Your instructions: Check every line for the word "components" and give the number of lines where it occurs, nothing else.

Data block:
-------------------------
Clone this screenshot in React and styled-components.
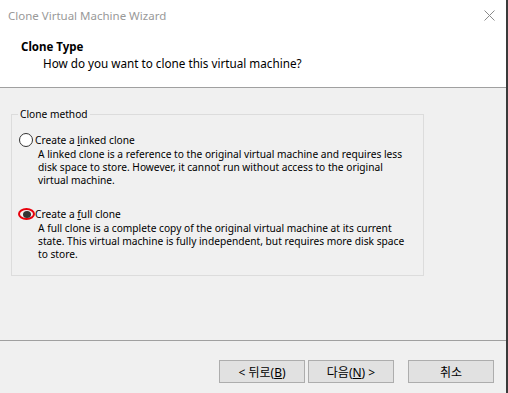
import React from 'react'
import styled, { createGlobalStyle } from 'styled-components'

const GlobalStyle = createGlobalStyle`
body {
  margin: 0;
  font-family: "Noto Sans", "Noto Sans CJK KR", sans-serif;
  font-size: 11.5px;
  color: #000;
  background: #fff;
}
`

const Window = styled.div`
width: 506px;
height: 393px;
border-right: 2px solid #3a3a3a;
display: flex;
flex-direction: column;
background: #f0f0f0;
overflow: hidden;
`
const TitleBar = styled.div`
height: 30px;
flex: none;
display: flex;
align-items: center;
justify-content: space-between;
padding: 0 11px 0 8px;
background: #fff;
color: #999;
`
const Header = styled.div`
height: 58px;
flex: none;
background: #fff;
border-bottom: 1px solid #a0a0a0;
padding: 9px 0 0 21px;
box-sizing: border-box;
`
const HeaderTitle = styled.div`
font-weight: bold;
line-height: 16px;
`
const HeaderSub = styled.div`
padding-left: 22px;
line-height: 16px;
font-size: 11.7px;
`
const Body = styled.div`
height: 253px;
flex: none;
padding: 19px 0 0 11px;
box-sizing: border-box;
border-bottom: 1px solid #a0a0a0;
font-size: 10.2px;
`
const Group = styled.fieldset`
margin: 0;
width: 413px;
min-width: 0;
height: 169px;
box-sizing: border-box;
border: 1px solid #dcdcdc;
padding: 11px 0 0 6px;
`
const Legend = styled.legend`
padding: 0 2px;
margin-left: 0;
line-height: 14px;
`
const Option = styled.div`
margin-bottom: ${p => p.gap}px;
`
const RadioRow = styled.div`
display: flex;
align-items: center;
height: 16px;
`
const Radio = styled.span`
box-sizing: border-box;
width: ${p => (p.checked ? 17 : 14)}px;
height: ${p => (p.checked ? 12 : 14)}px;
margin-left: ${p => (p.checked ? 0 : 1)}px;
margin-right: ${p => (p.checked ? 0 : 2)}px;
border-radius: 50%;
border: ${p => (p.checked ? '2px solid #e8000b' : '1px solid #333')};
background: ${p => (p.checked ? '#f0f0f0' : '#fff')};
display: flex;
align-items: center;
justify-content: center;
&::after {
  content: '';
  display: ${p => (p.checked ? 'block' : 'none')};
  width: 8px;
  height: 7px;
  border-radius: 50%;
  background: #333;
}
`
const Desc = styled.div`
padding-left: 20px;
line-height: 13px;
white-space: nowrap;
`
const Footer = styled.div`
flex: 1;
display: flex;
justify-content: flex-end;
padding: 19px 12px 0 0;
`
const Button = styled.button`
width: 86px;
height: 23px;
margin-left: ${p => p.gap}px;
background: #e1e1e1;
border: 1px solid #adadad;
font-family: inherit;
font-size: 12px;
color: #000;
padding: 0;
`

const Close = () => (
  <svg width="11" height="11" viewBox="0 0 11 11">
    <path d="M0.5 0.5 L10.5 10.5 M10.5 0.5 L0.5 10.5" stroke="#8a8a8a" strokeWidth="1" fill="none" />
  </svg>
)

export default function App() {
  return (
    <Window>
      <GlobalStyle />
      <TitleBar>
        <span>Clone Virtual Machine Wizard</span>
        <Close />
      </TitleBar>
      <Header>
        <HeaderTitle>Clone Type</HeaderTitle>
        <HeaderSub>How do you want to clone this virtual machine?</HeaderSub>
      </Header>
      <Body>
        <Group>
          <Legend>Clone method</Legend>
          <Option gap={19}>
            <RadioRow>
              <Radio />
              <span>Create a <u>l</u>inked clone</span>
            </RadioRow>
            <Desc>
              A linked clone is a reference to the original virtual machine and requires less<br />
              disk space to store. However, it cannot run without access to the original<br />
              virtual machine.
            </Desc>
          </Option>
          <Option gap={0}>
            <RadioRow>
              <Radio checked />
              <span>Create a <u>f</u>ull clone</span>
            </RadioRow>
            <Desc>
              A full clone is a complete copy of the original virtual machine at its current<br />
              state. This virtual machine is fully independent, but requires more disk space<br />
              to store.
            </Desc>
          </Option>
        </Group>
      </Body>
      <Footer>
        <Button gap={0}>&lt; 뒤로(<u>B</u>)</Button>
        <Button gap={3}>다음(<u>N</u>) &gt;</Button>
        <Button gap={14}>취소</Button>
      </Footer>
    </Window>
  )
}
-------------------------
Result of this task: 2